I remember an eternity of kissing. I wasn't sure what to do with my hands. His hands were around my waist and caressing my back. My lower back. Like almost on my ass, but not quite. In retrospect, he seemed to know exactly how far not to push this, like he could sense the fact that I was either going to melt or run away at any given moment. As far as first kissing experiences go, I'd say I lucked into an excellent partner.

I settled for arms around his neck. I remember opening my eyes a couple of times, to peek at him. His eyes were closed, dark eyelashes resting on his cheeks.

And though it seemed like an eternity, it was over in the blink of an eye. He was pulling away from me, we were face to face again, and he was saying goodbye.

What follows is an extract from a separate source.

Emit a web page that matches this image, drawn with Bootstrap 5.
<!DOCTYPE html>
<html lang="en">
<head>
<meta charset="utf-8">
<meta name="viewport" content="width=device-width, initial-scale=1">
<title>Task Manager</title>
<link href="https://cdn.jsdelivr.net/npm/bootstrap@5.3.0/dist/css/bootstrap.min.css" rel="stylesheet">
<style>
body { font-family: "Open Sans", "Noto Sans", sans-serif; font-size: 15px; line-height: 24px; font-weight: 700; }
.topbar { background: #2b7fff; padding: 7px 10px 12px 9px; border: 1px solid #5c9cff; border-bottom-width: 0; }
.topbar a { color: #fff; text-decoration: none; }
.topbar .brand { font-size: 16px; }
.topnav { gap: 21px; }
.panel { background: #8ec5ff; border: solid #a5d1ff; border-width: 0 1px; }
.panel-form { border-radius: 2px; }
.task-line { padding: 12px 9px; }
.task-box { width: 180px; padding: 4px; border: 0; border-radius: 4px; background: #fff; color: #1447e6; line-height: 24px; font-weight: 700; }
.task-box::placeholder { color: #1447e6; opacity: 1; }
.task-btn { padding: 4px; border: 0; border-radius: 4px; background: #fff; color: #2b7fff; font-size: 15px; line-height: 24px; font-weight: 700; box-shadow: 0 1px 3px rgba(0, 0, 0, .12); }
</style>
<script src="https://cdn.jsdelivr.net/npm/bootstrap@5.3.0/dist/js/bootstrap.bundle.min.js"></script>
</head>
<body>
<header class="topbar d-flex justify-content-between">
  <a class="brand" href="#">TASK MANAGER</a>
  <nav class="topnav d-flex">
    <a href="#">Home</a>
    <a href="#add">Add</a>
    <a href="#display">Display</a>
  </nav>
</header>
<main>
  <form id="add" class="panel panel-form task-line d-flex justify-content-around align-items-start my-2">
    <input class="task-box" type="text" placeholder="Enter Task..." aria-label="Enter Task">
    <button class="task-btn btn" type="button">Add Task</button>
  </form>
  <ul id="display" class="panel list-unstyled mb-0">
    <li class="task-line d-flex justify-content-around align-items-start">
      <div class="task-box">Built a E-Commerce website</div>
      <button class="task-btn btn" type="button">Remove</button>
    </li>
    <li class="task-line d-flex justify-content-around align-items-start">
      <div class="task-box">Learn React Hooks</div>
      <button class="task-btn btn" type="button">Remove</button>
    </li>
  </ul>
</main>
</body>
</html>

We exchanged addresses. I'm not sure what his motive was. Mine, of course, was to develop a long-distance letter writing relationship, complete with vows of eternal devotion and tragic longing. In 1981, the idea of exchanging phone numbers was ludicrious. It would be long distance! So expensive! My parents would never go for it.

I know that I never received a letter from him. And I am pretty certain that I never wrote one either. But I'll never forget the drive home, back to New Orleans, in the back seat of the family sedan, listening to FM radio, Allen Parsons Project, "Time," and already starting to weave the story into something just a touch more dramatic, in preparation for heading back to school.


Joanna said...

Awesome. I need to work on my first kiss story because it is not romantic or really a story.

Cheri @ Blog This Mom! said...

This was so penetrating and beautiful, Shana.

"I remember the taste of purple" is genius.

Anna See said...

Aaaaah. This takes me back. You did such a great job capturing this for us with your words.

Keetha said...

That was worth the wait! You brought it all back so vividly.

Little Girl Big Glasses said...

Wow - you painted a great story, thank you for sharing your memories and helping me remember mine.